The metric 'code productivity' alone is such a terrible one. I remember the 80's when such things were introduced. The best one that I ran into professionally was 'object code size' (because we don't want to count those pesky comment lines as production now, do we?). It didn't take long for the rookie in the team to outscore everybody else based on those metrics. He found the largest library in the system to link to...

In general I'm against such metrification of productivity and in software I'm more against it than in other industries because I think software quality is a very hard thing to measure to begin with. Lines-of-code and such are useful on an assets list during a business transaction in a descriptive way. But they're not very useful in other contexts.

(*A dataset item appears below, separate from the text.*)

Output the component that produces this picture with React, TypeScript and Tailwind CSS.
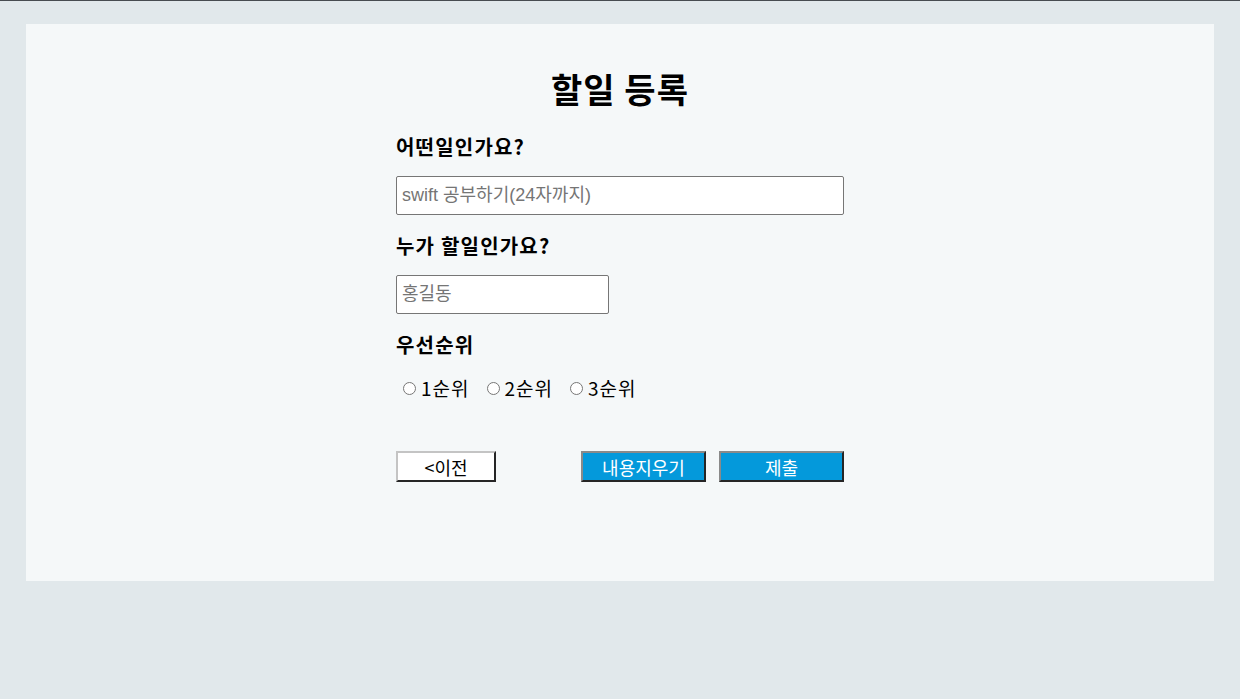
import { useState } from "react";

const font = { fontFamily: '"Noto Sans CJK KR", "Noto Sans", sans-serif' };

export default function App() {
  const [priority, setPriority] = useState<string>("");

  return (
    <div className="min-h-[699px] border-t border-[#474c50] bg-[#e1e8eb] pt-[23px]" style={font}>
      <div className="mx-[26px] flex h-[557px] flex-col items-center bg-[#f5f8f9] pt-[45px]">
        <h1 className="text-[34px] font-bold leading-[40px] tracking-[1px] text-black">할일 등록</h1>

        <form className="mt-[26px] flex w-[448px] flex-col" onSubmit={(e) => e.preventDefault()}>
          <label className="text-[20px] font-bold leading-[24px] tracking-[1.2px] text-black">어떤일인가요?</label>
          <input
            type="text"
            placeholder="swift 공부하기(24자까지)"
            className="mt-[17px] h-[39px] w-[448px] rounded-[2px] border border-[#767676] bg-white px-[5px] text-[18px] text-black placeholder:text-[#757575]"
            style={{ fontFamily: '"Liberation Sans", "Noto Sans CJK KR", sans-serif' }}
          />

          <label className="mt-[19px] text-[20px] font-bold leading-[24px] tracking-[1.2px] text-black">누가 할일인가요?</label>
          <input
            type="text"
            placeholder="홍길동"
            className="mt-[17px] h-[39px] w-[213px] rounded-[2px] border border-[#767676] bg-white px-[5px] text-[18px] text-black placeholder:text-[#757575]"
            style={{ fontFamily: '"Liberation Sans", "Noto Sans CJK KR", sans-serif' }}
          />

          <label className="mt-[19px] text-[20px] font-bold leading-[24px] tracking-[1.2px] text-black">우선순위</label>
          <div className="mt-[19px] flex items-center text-[19px] leading-[24px] tracking-[1px] text-black">
            {["1", "2", "3"].map((n) => (
              <label key={n} className="mr-[10px] flex items-center">
                <input
                  type="radio"
                  name="priority"
                  value={n}
                  checked={priority === n}
                  onChange={() => setPriority(n)}
                  className="ml-[7px] mr-[5px] h-[13px] w-[13px]"
                />
                {n}순위
              </label>
            ))}
          </div>

          <div className="mt-[51px] flex items-center">
            <button
              type="button"
              className="h-[31px] w-[100px] border-2 border-t-[#c4c4c4] border-l-[#c4c4c4] border-r-[#262626] border-b-[#262626] bg-white text-[18px] leading-none text-black"
            >
              &lt;이전
            </button>
            <button
              type="reset"
              className="ml-auto h-[31px] w-[125px] border-2 border-t-[#8a8a8a] border-l-[#8a8a8a] border-r-[#262626] border-b-[#262626] bg-[#0499db] text-[18px] leading-none text-white"
            >
              내용지우기
            </button>
            <button
              type="submit"
              className="ml-[13px] h-[31px] w-[125px] border-2 border-t-[#8a8a8a] border-l-[#8a8a8a] border-r-[#262626] border-b-[#262626] bg-[#0499db] text-[18px] leading-none text-white"
            >
              제출
            </button>
          </div>
        </form>
      </div>
    </div>
  );
}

As for the code review data they analyzed:

"We find that sitting near coworkers increases the online feed- back that engineers receive on their computer code. Engineers ask more follow- up questions online when sitting together, and so, proximity can not only increase in-person but also digital communication. Proximity is particularly integral to the online feedback received by young and less tenured engineers. "

I've seen the exact opposite happen as well. Proximity decreased the feedback because there was no need to communicate formally what could be communicated informally.